The next morning, the father stood in the Paphos District Court. He had no lawyer. His relatives later whispered to local journalists that the psychological state of the family was simply too shattered to even think about legal representation. A translator stood beside him, murmuring the cold mechanics of foreign law into his ear, explaining that the police wanted him locked away for eight days while they investigated.
He did not object. He nodded. He accepted the detention order.
Consider the anatomy of blame in the public square. When a child dies on holiday, the world demands a villain. We look at the headlines and our instincts scream for accountability because the alternative—that a life can vanish due to a brief, tragic lapse in a mundane hallway—is too terrifying to accept. We want to believe that if we are careful enough, if we are good enough parents, the universe will honor the contract.
So the state steps in to formalize that blame. Forensic pathologists in Nicosia prepare their scalpels for a midday post-mortem. Investigators review five separate witness statements. They scour the digital tape.
Yet behind the legal machinery is a hotel room that still holds four people: a mother, a five-year-old sister, and two grandparents who flew across Europe to watch a little boy chase waves. They are trapped in a holiday destination that has instantly transformed into a purgatory of paperwork, interviews, and unimaginable silence. The five-year-old girl still knows her brother was there a minute ago. The mother still has the sunscreen she applied to his shoulders.

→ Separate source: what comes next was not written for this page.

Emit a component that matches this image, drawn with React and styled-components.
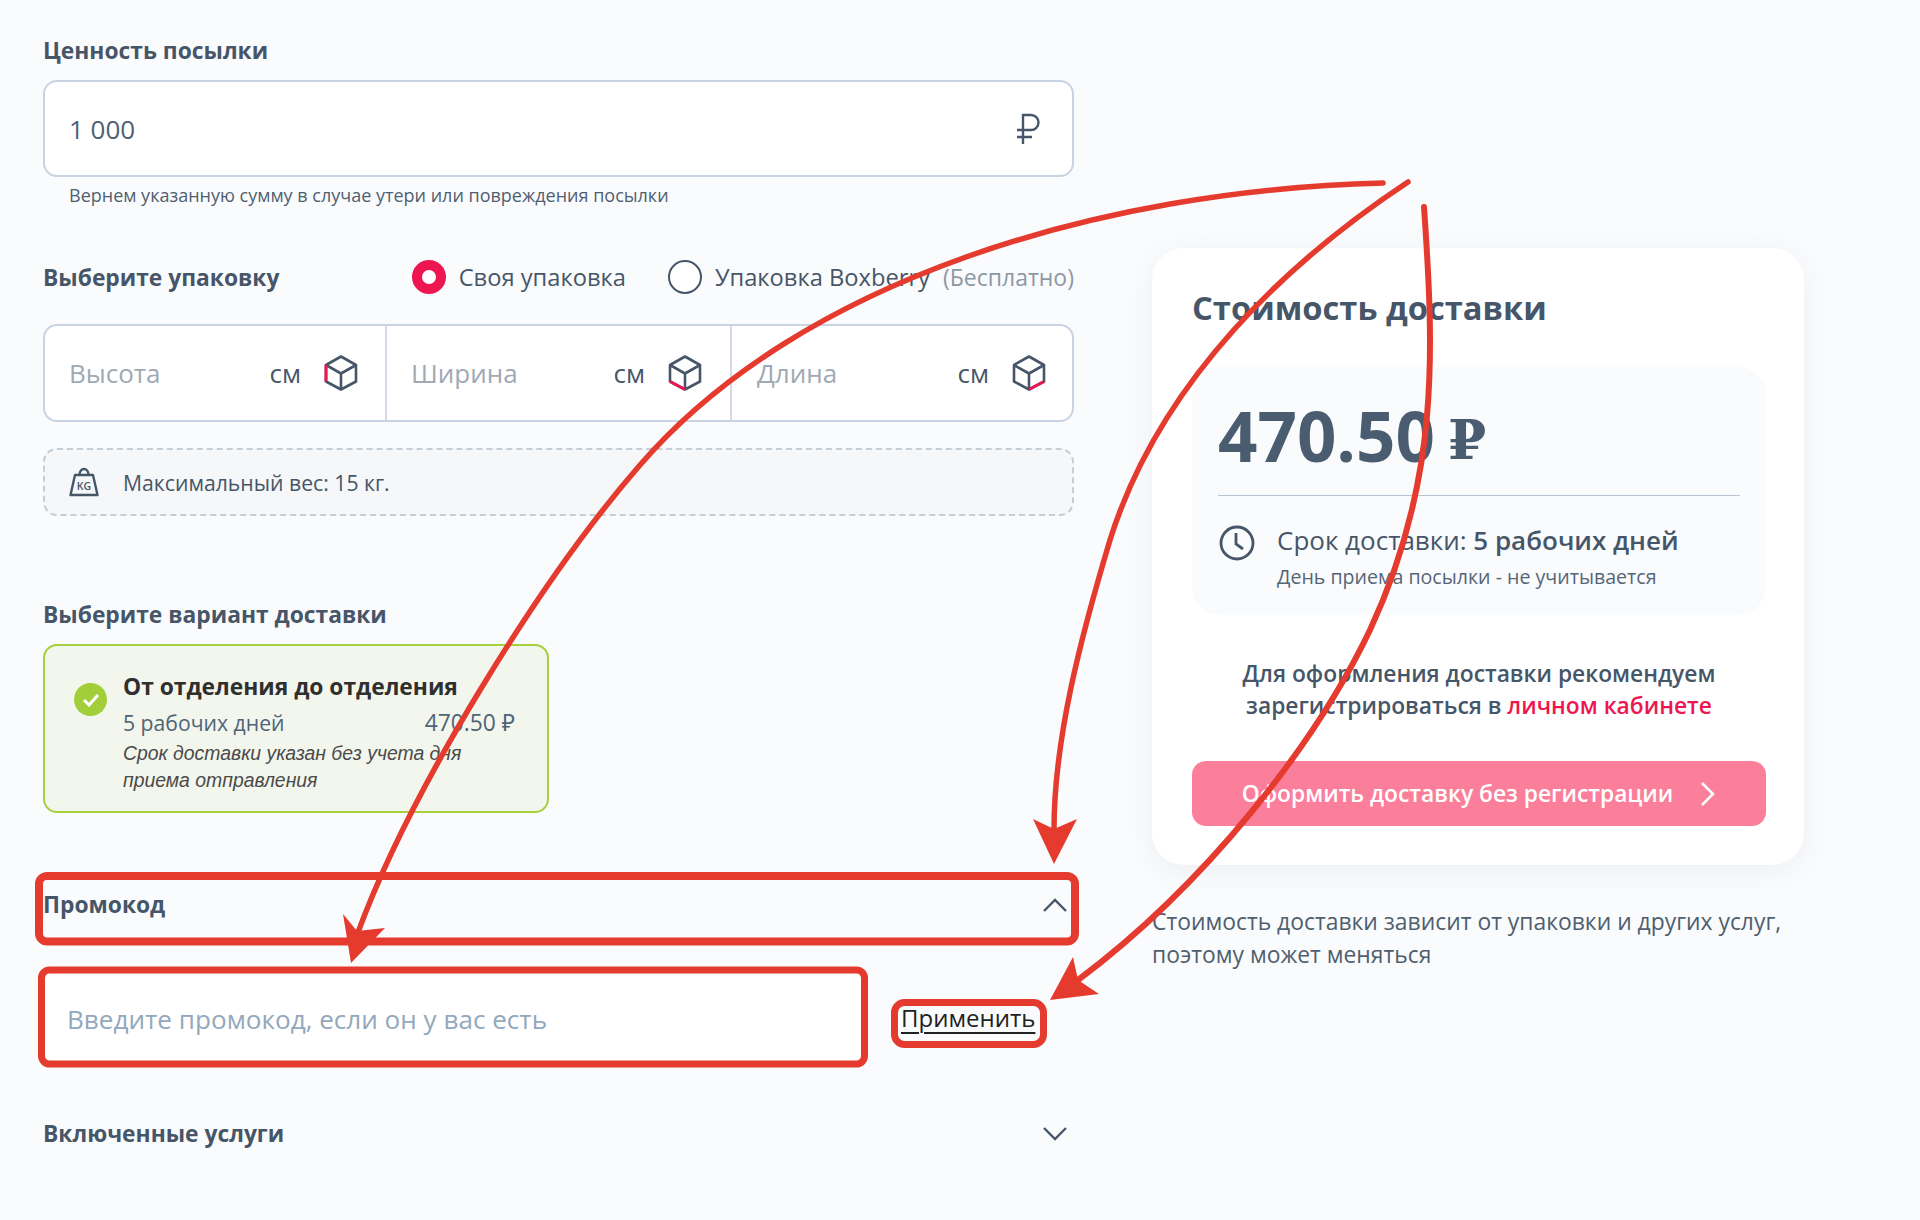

We build balconies and open windows to admire the view. We forget that the view is indifferent to who looks at it, and that a vacation is just ordinary life lived over a higher drop.
The hotel corridor in Chloraka is quiet now, cordoned off by blue plastic tape that flutters whenever the wind comes in from the sea. The sun will dissolve into the water again tomorrow at exactly the same time, but for one family, the clock remains permanently stopped at two minutes past six.